Techniques for demand shaping include limited launches – sometimes known as "canary launches" – where new functionality is released to a limited section of the user base, Head explained. The load can then be measured and extrapolated to the wider user base, and decisions can be made to allocate more or fewer resources to the new services as they are rolled out to different segments of users.
"Dark launching" is another technique used to estimate and shape demand. In this case, functionality is released, usually to a subset of the user base, but users are not notified that the functionality is available, he said.
IT leaders must plan both the application and infrastructure architecture carefully, and infrastructure and product teams must work together to use application functionality, Gartner advised. Such techniques will allow limited IT resources to be shared among different applications, providing an acceptable user experience and keeping vital applications running at all times.
Learning operational analytics tools and big-data capabilities
Traditional capacity planning tools have limited use in web-scale and cloud architectures which are different, dynamic and vast. These architectures are defined by customised functionalities that existing off-the-shelf tools cannot provide.
The common theme is extensive use of large volumes of operational data to plan IT capacity.
In-memory computing and deep analytics tools are generally used to extract the required information directly from the infrastructure and from instrumentation built into applications.

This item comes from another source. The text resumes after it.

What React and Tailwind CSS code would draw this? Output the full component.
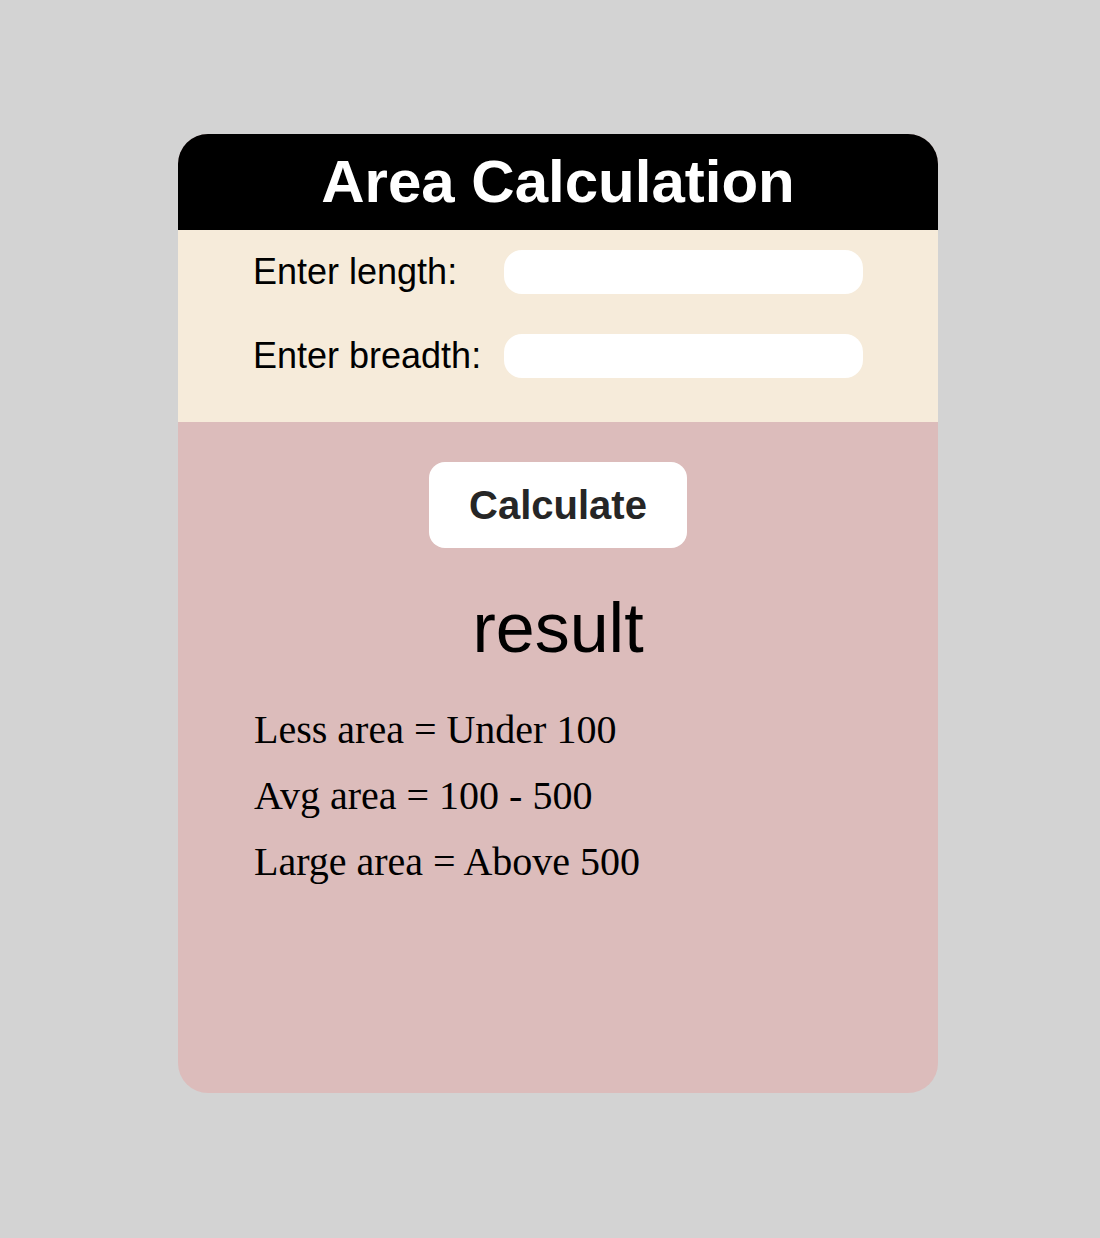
export default function App() {
  return (
    <div className="min-h-[1238px] w-full bg-[#d3d3d3] pt-[134px]" style={{ fontFamily: '"Liberation Sans", Arial, sans-serif' }}>
      <div className="ml-[178px] flex h-[959px] w-[760px] flex-col overflow-hidden rounded-[30px] bg-[#dcbcbb]">
        {/* header */}
        <div className="flex h-[96px] items-center justify-center bg-black">
          <h1 className="text-[60px] font-bold text-white">Area Calculation</h1>
        </div>

        {/* inputs */}
        <div className="flex h-[192px] flex-col gap-[40px] bg-[#f6ebda] px-[75px] pt-[20px]">
          <div className="flex h-[44px] items-center">
            <label className="w-[251px] text-[36px] leading-[44px] text-black">Enter length:</label>
            <input type="text" className="block h-[44px] w-[360px] rounded-[18px] bg-white p-0 outline-none" />
          </div>
          <div className="flex h-[44px] items-center">
            <label className="w-[251px] text-[36px] leading-[44px] text-black">Enter breadth:</label>
            <input type="text" className="block h-[44px] w-[360px] rounded-[18px] bg-white p-0 outline-none" />
          </div>
        </div>

        {/* result area */}
        <div className="flex flex-1 flex-col pt-[40px]">
          <div className="flex justify-center">
            <button className="h-[86px] w-[258px] rounded-[16px] bg-white text-[40px] font-bold text-[#262626]">
              Calculate
            </button>
          </div>
          <div className="mt-[40px] text-center text-[70px] leading-[80px] text-black">result</div>
          <div
            className="mt-[39px] flex flex-col gap-[20px] pl-[76px] text-[40px] leading-[46px] text-black"
            style={{ fontFamily: '"Liberation Serif", "Times New Roman", serif' }}
          >
            <p>Less area = Under 100</p>
            <p>Avg area = 100 - 500</p>
            <p>Large area = Above 500</p>
          </div>
        </div>
      </div>
    </div>
  );
}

This information is used to inform real-time decisions to allocate resources and manage potential bottlenecks.
Similar functionality is also used to understand the impact of moving workloads and simulate the effects of potential infrastructure and application changes.
"These operational skills and tools are currently unique to each web-scale organisation and are not yet available in most organisations," said Head. "However they will be in increasingly high demand as large organisations of all types begin to pursue the tangible business benefits of a web-scale approach to IT infrastructure."